The Government’s view is that the Bill is compliant with UN Security Council resolution 2334.
I move on to the reasoned amendment, which rightly recognises the impact that boycotts and divestment campaigns can have on undermining community cohesion. The Government, however, are resisting the amendment on the basis that this legislation is a robust and proportionate means of stopping public bodies engaging in divisive campaigns and of fulfilling our 2019 manifesto commitment. The amendment refers specifically to the Uyghur Muslims. This Government are concerned about the issue of Uyghur forced labour in supply chains and are taking robust action. The exceptions in this Bill, alongside the exclusion grounds in the Procurement Bill, will keep suppliers involved in labour market misconduct, including human trafficking and modern slavery, no matter where they are in the world, out of public sector supply chains.
We have already discussed the point on the occupied territories and the Golan Heights. The amendment claims that this Bill limits freedom of speech, but that is not the case. Private individuals and bodies are not affected by the legislation. The right to freedom of speech is protected by article 10 of the European convention on human rights and the Government remain strongly committed to the UK’s long and proud tradition of freedom of speech.

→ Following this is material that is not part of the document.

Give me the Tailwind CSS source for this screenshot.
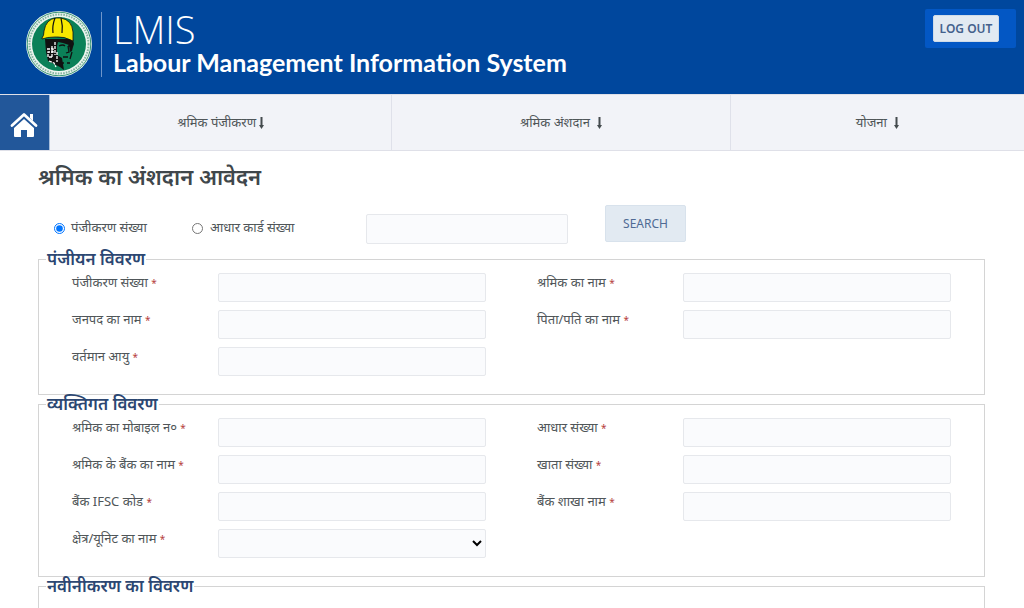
<!DOCTYPE html>
<html lang="hi">
<head>
<meta charset="utf-8">
<meta name="viewport" content="width=device-width, initial-scale=1">
<title>LMIS</title>
<script src="https://cdn.jsdelivr.net/npm/@tailwindcss/browser@4"></script>
</head>
<body class="bg-white font-['Noto_Sans',sans-serif] text-[13px] text-[#505659]">
<header class="flex h-[94px] items-start bg-[#00479d] pl-[26px] pr-2 text-white">
  <svg class="mt-[11px] size-[66px] shrink-0" viewBox="0 0 66 66" role="img" aria-label="LMIS">
    <circle cx="33" cy="33" r="33" fill="#edf5ef"/>
    <circle cx="33" cy="33" r="31.800" fill="none" stroke="#0b7d57" stroke-width=".8"/>
    <circle cx="33" cy="33" r="29.500" fill="none" stroke="#86b5a3" stroke-width="2" stroke-dasharray="1.600 1.100"/>
    <circle cx="33" cy="33" r="27" fill="#0b8158"/>
    <path d="M19 28h28l1 5-1 3-1 4-2 1-1-7-6-2-5-1-1 4v9l5 3 2 12-4-3-12-6-2-9z" fill="#111"/>
    <path d="M33 35q4-2 6 0M42 35h4M42 35l1 6-3 1M46 41l-2 7M37 46h5M36 52h2M41 52h3" fill="none" stroke="#111" stroke-width="1.300"/>
    <path d="M21 38h6v3h-5v5h5M29 31v13M26 35v12M31 41v10M23 50l5 2 2 4" fill="none" stroke="#fff" stroke-width="1.300" stroke-dasharray="3 1"/>
    <path d="M16 27q2-2 2-7Q20 8 30 7h5q11 2 12 14v9q-9-5-18-4-8 0-13 2z" fill="#f8e800" stroke="#111" stroke-width=".8"/>
    <path d="M29 7q-3 8-2 15M35 7q2 8 1 15" fill="none" stroke="#111" stroke-width="1.200"/>
  </svg>
  <div class="ml-[9px] mt-3 flex h-[65px] flex-col border-l border-[#6f96cb] pl-[11px]">
    <span class="font-['Open_Sans',sans-serif] text-[38px] font-light leading-[34px]">LMIS</span>
    <span class="whitespace-nowrap font-['Lato',sans-serif] text-[25px] font-bold leading-[32px]">Labour Management Information System</span>
  </div>
  <div class="ml-auto mt-[9px] rounded-xs bg-[#0357c4] py-[6px] pl-2 pr-[17px]">
    <button type="button" class="flex h-[27px] w-[66px] items-center justify-center rounded-xs border border-[#cfdbe8] bg-[#e2eaf2] text-[12px] font-semibold text-[#44618c]">LOG OUT</button>
  </div>
</header>
<nav class="flex h-[57px] border-y border-[#dfe0e8] bg-[#f2f3f8]">
  <a href="#" aria-label="Home" class="flex w-[50px] shrink-0 items-center justify-center border-r border-[#a9bedb] bg-[#22579a] pr-[2px] pt-1">
    <svg class="h-[27px] w-7" viewBox="0 0 28 27" fill="none"><path d="M2 14.500 14 3.500l12 11" stroke="#fff" stroke-width="2.800" stroke-linecap="round" stroke-linejoin="round"/><path d="M20 3h3v7L20 7zM14 8l10 9v8q0 1-1 1h-6v-7h-6v7H5q-1 0-1-1v-8z" fill="#fff"/></svg>
  </a>
  <a href="#" class="flex grow-[342] basis-0 items-center justify-center gap-[3px] border-r border-[#dfe1ea]">श्रमिक पंजीकरण <svg class="h-3 w-[5px]" viewBox="0 0 5 12" fill="#444b4e"><path d="M1.500 0h2v8H5L2.500 12 0 8h1.500z"/></svg></a>
  <a href="#" class="flex grow-[338] basis-0 items-center justify-center gap-[7px] border-r border-[#dfe1ea]">श्रमिक अंशदान <svg class="h-3 w-[5px]" viewBox="0 0 5 12" fill="#444b4e"><path d="M1.500 0h2v8H5L2.500 12 0 8h1.500z"/></svg></a>
  <a href="#" class="flex grow-[294] basis-0 items-center justify-center gap-[7px]">योजना <svg class="h-3 w-[5px]" viewBox="0 0 5 12" fill="#444b4e"><path d="M1.500 0h2v8H5L2.500 12 0 8h1.500z"/></svg></a>
</nav>
<main class="h-[calc(100vh-151px)] overflow-hidden pl-[38px] pr-[39px]">
  <h1 class="pb-[3px] pt-[10px] text-[22px] font-semibold leading-[30px] text-[#3f474b]">श्रमिक का अंशदान आवेदन</h1>
  <form>
    <div class="flex h-[56px] items-start pl-4 pt-[11px]">
      <div class="flex h-[46px] w-[138px] items-center gap-[6px]"><input type="radio" id="r1" name="kind" checked class="size-[11px]"><label for="r1">पंजीकरण संख्या</label></div>
      <div class="flex h-[46px] w-[174px] items-center gap-[7px]"><input type="radio" id="r2" name="kind" class="size-[11px]"><label for="r2">आधार कार्ड संख्या</label></div>
      <input type="text" aria-label="संख्या" class="mt-[9px] h-[30px] w-[202px] rounded-xs border border-[#e6e8ec] bg-[#fafbfd] px-2">
      <button type="button" class="ml-[37px] h-[37px] w-[81px] rounded-xs border border-[#d8e2ec] bg-[#e2eaf2] text-[12px] text-[#4f6a94]">SEARCH</button>
    </div>
    <fieldset class="border border-[#d4d4d4] px-[33px] pb-[18px]">
      <legend class="-ml-[26px] px-px text-[17px] font-semibold leading-[18px] text-[#2c4772]">पंजीयन विवरण</legend>
      <div class="grid grid-cols-2 gap-x-[51px] gap-y-2 pt-[5px]">
        <div class="flex"><label for="a1" class="w-[146px] shrink-0 leading-[18px]">पंजीकरण संख्या <span class="text-[10px] text-[#b5403c]">*</span></label><input id="a1" type="text" class="h-[29px] w-full min-w-0 rounded-xs border border-[#e6e8ec] bg-[#fafbfd] px-2"></div>
        <div class="flex"><label for="a2" class="w-[146px] shrink-0 leading-[18px]">श्रमिक का नाम <span class="text-[10px] text-[#b5403c]">*</span></label><input id="a2" type="text" class="h-[29px] w-full min-w-0 rounded-xs border border-[#e6e8ec] bg-[#fafbfd] px-2"></div>
        <div class="flex"><label for="a3" class="w-[146px] shrink-0 leading-[18px]">जनपद का नाम <span class="text-[10px] text-[#b5403c]">*</span></label><input id="a3" type="text" class="h-[29px] w-full min-w-0 rounded-xs border border-[#e6e8ec] bg-[#fafbfd] px-2"></div>
        <div class="flex"><label for="a4" class="w-[146px] shrink-0 leading-[18px]">पिता/पति का नाम <span class="text-[10px] text-[#b5403c]">*</span></label><input id="a4" type="text" class="h-[29px] w-full min-w-0 rounded-xs border border-[#e6e8ec] bg-[#fafbfd] px-2"></div>
        <div class="flex"><label for="a5" class="w-[146px] shrink-0 leading-[18px]">वर्तमान आयु <span class="text-[10px] text-[#b5403c]">*</span></label><input id="a5" type="text" class="h-[29px] w-full min-w-0 rounded-xs border border-[#e6e8ec] bg-[#fafbfd] px-2"></div>
      </div>
    </fieldset>
    <fieldset class="border border-[#d4d4d4] px-[33px] pb-[18px]">
      <legend class="-ml-[26px] px-px text-[17px] font-semibold leading-[18px] text-[#2c4772]">व्यक्तिगत विवरण</legend>
      <div class="grid grid-cols-2 gap-x-[51px] gap-y-2 pt-[5px]">
        <div class="flex"><label for="b1" class="w-[146px] shrink-0 leading-[18px]">श्रमिक का मोबाइल न० <span class="text-[10px] text-[#b5403c]">*</span></label><input id="b1" type="text" class="h-[29px] w-full min-w-0 rounded-xs border border-[#e6e8ec] bg-[#fafbfd] px-2"></div>
        <div class="flex"><label for="b2" class="w-[146px] shrink-0 leading-[18px]">आधार संख्या <span class="text-[10px] text-[#b5403c]">*</span></label><input id="b2" type="text" class="h-[29px] w-full min-w-0 rounded-xs border border-[#e6e8ec] bg-[#fafbfd] px-2"></div>
        <div class="flex"><label for="b3" class="w-[146px] shrink-0 leading-[18px]">श्रमिक के बैंक का नाम <span class="text-[10px] text-[#b5403c]">*</span></label><input id="b3" type="text" class="h-[29px] w-full min-w-0 rounded-xs border border-[#e6e8ec] bg-[#fafbfd] px-2"></div>
        <div class="flex"><label for="b4" class="w-[146px] shrink-0 leading-[18px]">खाता संख्या <span class="text-[10px] text-[#b5403c]">*</span></label><input id="b4" type="text" class="h-[29px] w-full min-w-0 rounded-xs border border-[#e6e8ec] bg-[#fafbfd] px-2"></div>
        <div class="flex"><label for="b5" class="w-[146px] shrink-0 leading-[18px]">बैंक IFSC कोड <span class="text-[10px] text-[#b5403c]">*</span></label><input id="b5" type="text" class="h-[29px] w-full min-w-0 rounded-xs border border-[#e6e8ec] bg-[#fafbfd] px-2"></div>
        <div class="flex"><label for="b6" class="w-[146px] shrink-0 leading-[18px]">बैंक शाखा नाम <span class="text-[10px] text-[#b5403c]">*</span></label><input id="b6" type="text" class="h-[29px] w-full min-w-0 rounded-xs border border-[#e6e8ec] bg-[#fafbfd] px-2"></div>
        <div class="flex"><label for="b7" class="w-[146px] shrink-0 leading-[18px]">क्षेत्र/यूनिट का नाम <span class="text-[10px] text-[#b5403c]">*</span></label><select id="b7" class="h-[29px] w-full min-w-0 rounded-xs border border-[#e6e8ec] bg-[#fafbfd] text-black"><option></option></select></div>
      </div>
    </fieldset>
    <fieldset class="border border-[#d4d4d4] px-[33px] pb-[60px]">
      <legend class="-ml-[26px] px-px text-[17px] font-semibold leading-[18px] text-[#2c4772]">नवीनीकरण का विवरण</legend>
    </fieldset>
  </form>
</main>
</body>
</html>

The amendment also criticises the powers given to the Secretary of State to enforce this ban. Far from being the unprecedented powers claimed, they are modelled on existing powers of regulators such as the Office for Students and the Pensions Regulator. It would simply not be logical to impose a ban with a toothless enforcement regime.
This legislation delivers an important manifesto commitment. It will ensure that the UK has a consistent foreign policy approach and speaks with one voice internationally. I look forward to working with hon. Members throughout the Bill’s passage to deliver this important legislation and to continuing engagement on the issues that hon. Members have raised in the House today. I commend the Bill to the House.
Question put, That the amendment be made.